Ray noted the change wouldn’t apply to a majority of board actions and that a two-thirds majority is already required for certain actions, such as going into executive session.
In response, board members Becky Myers, Mike Peterson, Christy Williams and Kaylee Winegar said they thought the supermajority proposal would contribute to distrust, citing public commenters who spoke against the suggestion.
“As we can see, there are a lot of people in our community who disagree with it, and it actually caused more division than trust,” Winegar said. “To me, what I think will help build trust is when we were being respectful among each other, even when we disagreed, and coming together on the MLO and bond.”
Several commenters at the meeting who were opposed to the idea called it a “power grab.”
Both Williams and Peterson also said the requirement of a supermajority is out of line with how other governing bodies, such as the state or federal legislature, operate, so they didn’t see the need for it.
“While I respect what the intentions were, I don’t think this has ever been the practice of this board, of future boards, of prior boards, and nor do I think that it’s necessary,” Williams said.
Board member Elizabeth Hanson also didn’t support the change, saying she was concerned about the supermajority requirement leading to more governing through resolutions, which would not need the extra vote to pass.
“Is this incentivizing the use of resolution governance?” Hanson said. “That concern is so significant with me that I don’t think I can get to a point where I support the change in the voting structure for policies.”
Only board member Susan Meek voiced support for the supermajority proposal, which she said could lead to more collaboration and compromise.
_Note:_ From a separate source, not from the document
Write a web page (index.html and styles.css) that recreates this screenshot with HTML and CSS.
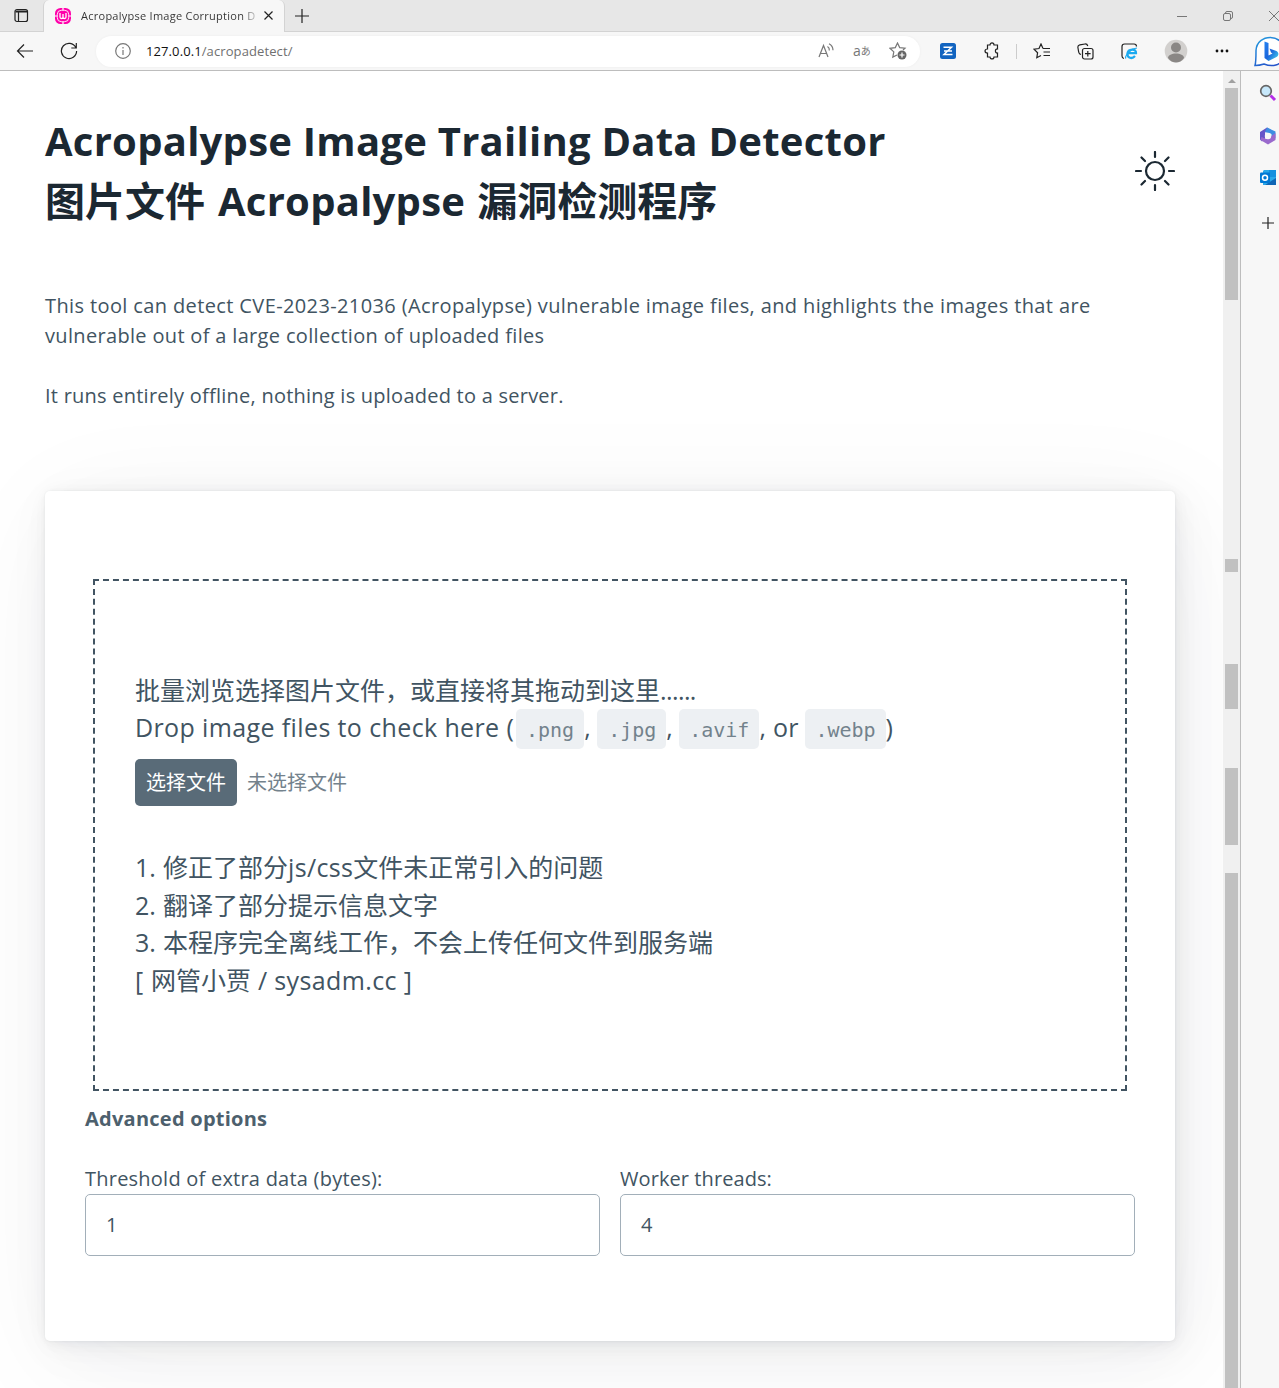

However, Meek did not vote for the change.
“I looked at this policy change as being one that would actually move things away from power and more toward relationships and it would actually take more power away from my perspective in that I would have to influence multiple people to join my view," Meek said.
Ray moved to adopt the language change, but the motion died without a second.
Ray’s second proposal to add language about the district financially supporting only public school students received slightly more support, but still not enough to pass. Ray said this change was intended to allay concerns about the district supporting vouchers in the future.
It failed on a vote of 4-3, with Myers, Peterson, Williams and Winegar dissenting.